Cuando compartí eso con mi terapeuta, me dijo que “hiciera un funeral en honor a la muerte de la ilusión romántica”.
Una tarde de febrero, él y yo estábamos jugando Scrabble en el parque cuando metí la mano en la bolsa de fichas esperando la Q y saqué en su lugar un anillo. Lo dejé caer sobre el tablero como si me hubiera electrocutado. “¿Qué es eso?”.
“Es un anillo”, respondió.
“¿Qué hace aquí?”.
“¿Me harás el hombre más feliz del mundo?”, preguntó.
Han pasado ocho años desde que me tranquilicé y de alguna manera encontré la calma mental para deletrear “Sí” con fichas de Scrabble.
Mi marido sigue sin beber café, pero continúa preparándome sublimes tazas en prensa francesa, y de vez en cuando incluso me lleva una taza ligeramente salada en la cama. Todavía no le gustan las novelas, pero le ha leído fácilmente mil libros a nuestro hijo de 6 años, que comparte mi pasión por la literatura.
Y aunque no ha conquistado su miedo a volar, hemos desarrollado un sistema: tomamos vuelos directos, de día y con clima tranquilo y, si hay turbulencias, se toma dos vasos de vino tinto y se queda dormido. Todavía no hemos llegado a India, pero hemos estado en Italia, Túnez, Portugal, Francia, España y Marruecos. Incluso he llegado a apreciar, poco a poco, la tarta de calabaza. De alguna manera, la suya sabe mejor.
Hace dos años, celebramos el décimo aniversario de la noche en que compartimos un asiento en el autobús 71. Hicimos una reservación en nuestro restaurante favorito, nos arreglamos y esperamos una cena de cuatro tiempos, un buen vino y una conversación ininterrumpida. Sin embargo, cinco minutos antes de que llegara la niñera, nuestro hijo empezó a vomitar, así que lo celebramos en casa con nuestro hijo enfermo en medio de nosotros, viendo una película de Disney en el sofá.

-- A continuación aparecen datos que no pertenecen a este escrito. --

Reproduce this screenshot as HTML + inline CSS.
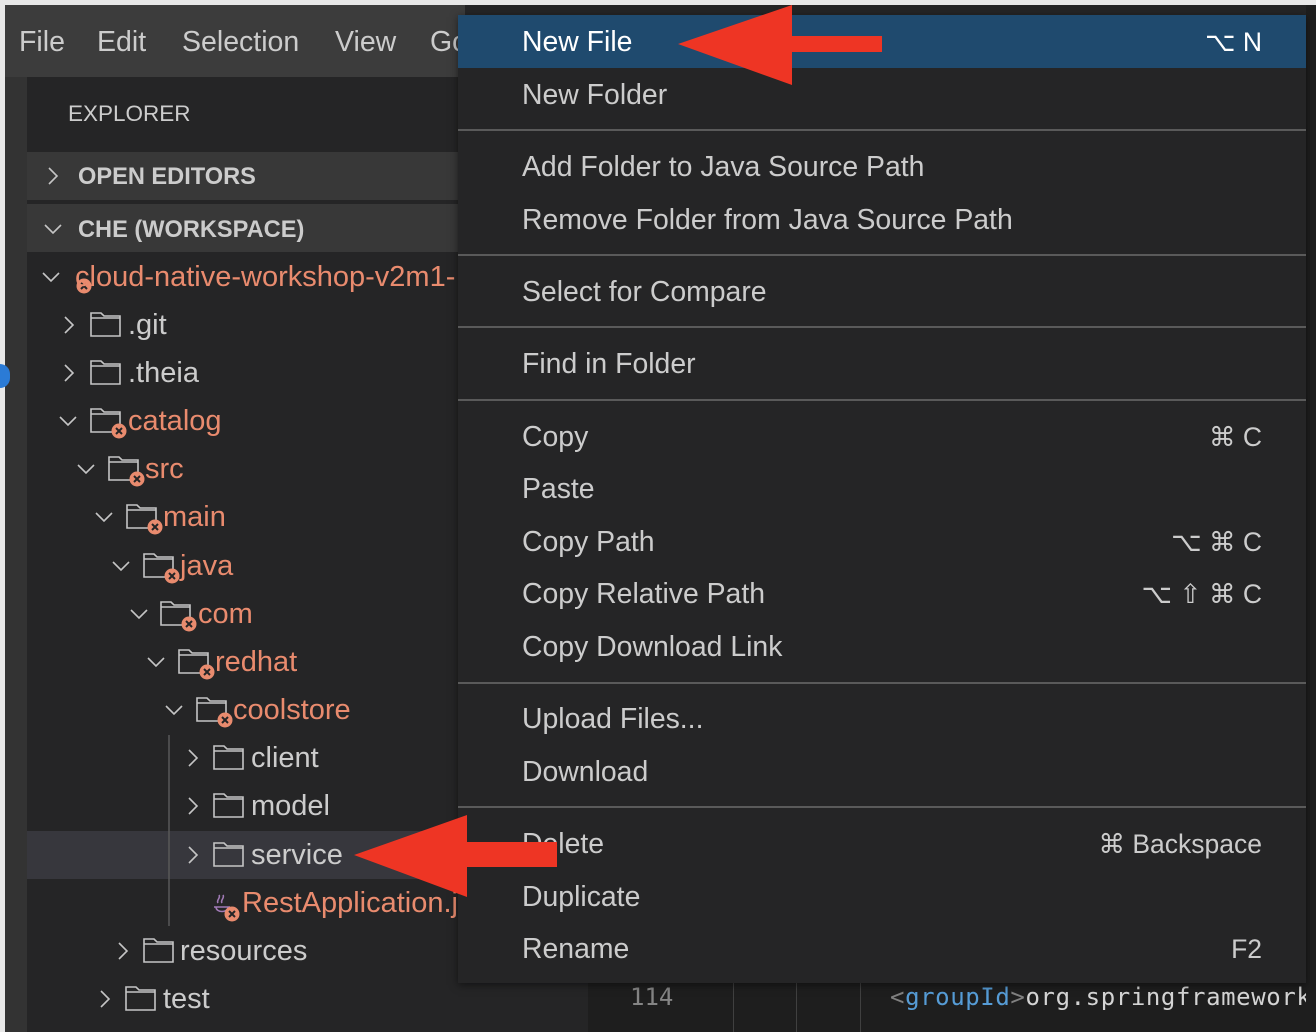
<!DOCTYPE html>
<html><head><meta charset="utf-8"><style>
*{margin:0;padding:0;box-sizing:border-box}
body{width:1316px;height:1032px;overflow:hidden;background:#e8e8e8;position:relative;font-family:"Liberation Sans","DejaVu Sans",sans-serif}
.a{position:absolute}
.t{position:absolute;font-size:29px;line-height:32px;white-space:nowrap;color:#cccccc;margin-top:1px}
.o{color:#e98b6e}
.mi{position:absolute;left:522px;font-size:28.4px;line-height:32px;color:#cccccc;white-space:nowrap;margin-top:1px}
.sc{position:absolute;right:54px;font-size:26.5px;line-height:32px;color:#cccccc;white-space:nowrap;font-family:"Liberation Sans","DejaVu Sans",sans-serif;margin-top:1px}
.sep{position:absolute;left:458px;width:848px;height:2px;background:#5a5a5a}
</style></head><body>
<div class="a" style="left:5px;top:5px;width:1311px;height:1027px;background:#252526"></div>
<div class="a" style="left:5px;top:5px;width:460px;height:72px;background:#3c3c3c"></div>
<div class="t" style="left:19px;top:25px;font-size:28.5px">File</div>
<div class="t" style="left:97px;top:25px;font-size:28.5px">Edit</div>
<div class="t" style="left:182px;top:25px;font-size:28.5px">Selection</div>
<div class="t" style="left:335px;top:25px;font-size:28.5px">View</div>
<div class="t" style="left:430px;top:25px;font-size:28.5px">Go</div>
<div class="a" style="left:5px;top:77px;width:22px;height:955px;background:#333333"></div>
<div class="a" style="left:0px;top:364px;width:10px;height:24px;border-radius:0 12px 12px 0;background:#2b7bd6"></div>
<div class="t" style="left:68px;top:97px;font-size:22.5px;">EXPLORER</div>
<div class="a" style="left:27px;top:152px;width:440px;height:48px;background:#383838"></div>
<div class="a" style="left:27px;top:204px;width:440px;height:48px;background:#383838"></div>
<div class="t" style="left:78px;top:160px;font-size:23.6px;font-weight:bold;">OPEN EDITORS</div>
<div class="t" style="left:78px;top:213px;font-size:23.6px;font-weight:bold;">CHE (WORKSPACE)</div>
<svg class="a" style="left:0;top:0" width="470" height="1032">
<defs>
<g id="fold"><path d="M1 1h10l3 3h16v20H1z M1 6h29" fill="none" stroke="#c5c5c5" stroke-width="1.6"/></g>
<g id="cr"><path d="M1 1l8 8-8 8" fill="none" stroke="#c5c5c5" stroke-width="1.6"/></g>
<g id="cd"><path d="M1 1l8 8 8-8" fill="none" stroke="#c5c5c5" stroke-width="1.6"/></g>
<g id="bd"><circle r="7.5" fill="#e98b6e"/><path d="M-3-3l6 6M3-3l-6 6" stroke="#252526" stroke-width="2"/></g>
</defs>
<use href="#cr" x="48" y="167"/>
<use href="#cd" x="44" y="224"/>
<rect x="27" y="831" width="440" height="48" fill="#37373d"/>
<line x1="169" y1="735" x2="169" y2="926" stroke="#585858" stroke-width="1.5"/>
<use href="#cd" x="42" y="272"/><use href="#bd" x="84" y="286"/>
<use href="#cr" x="64" y="316"/><use href="#fold" x="90" y="312"/>
<use href="#cr" x="64" y="364"/><use href="#fold" x="90" y="360"/>
<use href="#cd" x="59" y="416"/><use href="#fold" x="90" y="408"/><use href="#bd" x="119" y="431"/>
<use href="#cd" x="77" y="464"/><use href="#fold" x="108" y="456"/><use href="#bd" x="137" y="479"/>
<use href="#cd" x="95" y="512"/><use href="#fold" x="126" y="504"/><use href="#bd" x="155" y="527"/>
<use href="#cd" x="112" y="561"/><use href="#fold" x="143" y="553"/><use href="#bd" x="172" y="576"/>
<use href="#cd" x="130" y="609"/><use href="#fold" x="160" y="601"/><use href="#bd" x="189" y="624"/>
<use href="#cd" x="147" y="657"/><use href="#fold" x="178" y="649"/><use href="#bd" x="207" y="672"/>
<use href="#cd" x="165" y="705"/><use href="#fold" x="196" y="697"/><use href="#bd" x="225" y="720"/>
<use href="#cr" x="188" y="749"/><use href="#fold" x="213" y="745"/>
<use href="#cr" x="188" y="797"/><use href="#fold" x="213" y="793"/>
<use href="#cr" x="188" y="846"/><use href="#fold" x="213" y="842"/>
<g stroke="#a07ab5" fill="none" stroke-width="1.6"><path d="M214 907h16M216 907c0 6 12 6 12 0M218 903c-2-3 3-5 1-8M222 903c-2-3 3-5 1-8"/></g><use href="#bd" x="232" y="914"/>
<use href="#cr" x="118" y="942"/><use href="#fold" x="143" y="938"/>
<use href="#cr" x="100" y="990"/><use href="#fold" x="125" y="986"/>
</svg>
<div class="t o" style="left:75px;top:260px;">cloud-native-workshop-v2m1-</div>
<div class="t" style="left:128px;top:308px;">.git</div>
<div class="t" style="left:128px;top:356px;">.theia</div>
<div class="t o" style="left:128px;top:404px;">catalog</div>
<div class="t o" style="left:145px;top:452px;">src</div>
<div class="t o" style="left:163px;top:500px;">main</div>
<div class="t o" style="left:180px;top:549px;">java</div>
<div class="t o" style="left:198px;top:597px;">com</div>
<div class="t o" style="left:215px;top:645px;">redhat</div>
<div class="t o" style="left:233px;top:693px;">coolstore</div>
<div class="t" style="left:251px;top:741px;">client</div>
<div class="t" style="left:251px;top:789px;">model</div>
<div class="t" style="left:251px;top:838px;">service</div>
<div class="t o" style="left:242px;top:886px;">RestApplication.java</div>
<div class="t" style="left:180px;top:934px;">resources</div>
<div class="t" style="left:163px;top:982px;">test</div>
<div class="a" style="left:588px;top:983px;width:728px;height:49px;background:#1e1e1e"></div>
<div class="a" style="left:733px;top:983px;width:1px;height:49px;background:#404040"></div>
<div class="a" style="left:796px;top:983px;width:1px;height:49px;background:#404040"></div>
<div class="a" style="left:860px;top:983px;width:1px;height:49px;background:#404040"></div>
<div class="a" style="left:630px;top:981px;font-family:'DejaVu Sans Mono','Liberation Mono',monospace;font-size:24px;line-height:32px;color:#858585">114</div>
<div class="a" style="left:890px;top:981px;font-family:'DejaVu Sans Mono','Liberation Mono',monospace;font-size:24px;line-height:32px;color:#d4d4d4;white-space:nowrap;letter-spacing:0.6px"><span style="color:#808080">&lt;</span><span style="color:#569cd6">groupId</span><span style="color:#808080">&gt;</span>org.springframework</div>
<div class="a" style="left:1306px;top:5px;width:10px;height:1027px;background:#1e1e1e"></div>
<div class="a" style="left:458px;top:15px;width:848px;height:968px;background:#252526;box-shadow:0 2px 8px rgba(0,0,0,.5)"></div>
<div class="a" style="left:458px;top:15px;width:848px;height:53px;background:#1f4a6e"></div>
<div class="mi" style="top:25px;color:#fff">New File</div><div class="sc" style="top:25px;color:#fff">⌥ N</div>
<div class="mi" style="top:78px">New Folder</div>
<div class="sep" style="top:129px"></div>
<div class="mi" style="top:150px">Add Folder to Java Source Path</div>
<div class="mi" style="top:203px">Remove Folder from Java Source Path</div>
<div class="sep" style="top:254px"></div>
<div class="mi" style="top:275px">Select for Compare</div>
<div class="sep" style="top:326px"></div>
<div class="mi" style="top:347px">Find in Folder</div>
<div class="sep" style="top:399px"></div>
<div class="mi" style="top:420px">Copy</div><div class="sc" style="top:420px">⌘ C</div>
<div class="mi" style="top:472px">Paste</div>
<div class="mi" style="top:525px">Copy Path</div><div class="sc" style="top:525px">⌥ ⌘ C</div>
<div class="mi" style="top:577px">Copy Relative Path</div><div class="sc" style="top:577px">⌥ ⇧ ⌘ C</div>
<div class="mi" style="top:630px">Copy Download Link</div>
<div class="sep" style="top:682px"></div>
<div class="mi" style="top:702px">Upload Files...</div>
<div class="mi" style="top:755px">Download</div>
<div class="sep" style="top:806px"></div>
<div class="mi" style="top:827px">Delete</div><div class="sc" style="top:827px">⌘ Backspace</div>
<div class="mi" style="top:880px">Duplicate</div>
<div class="mi" style="top:932px">Rename</div><div class="sc" style="top:932px">F2</div>
<svg class="a" style="left:0;top:0" width="1316" height="1032">
<polygon points="678,44 792,5 792,36 882,36 882,52 792,52 792,85" fill="#ee3524"/>
<polygon points="354,855 467,815 467,842 557,842 557,867 467,867 467,897" fill="#ee3524"/>
</svg>
</body></html>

Adiós a la ilusión romántica. Y que le vaya bien. He tardado demasiado tiempo en comprender que la compatibilidad desafía los algoritmos, y que el sino tiene que ver menos con los encuentros fatídicos y los libros favoritos que con encontrar a alguien que esté dispuesto a enfrentarse a sus miedos —y a preparar un café que ni siquiera bebe— solo para estar conmigo.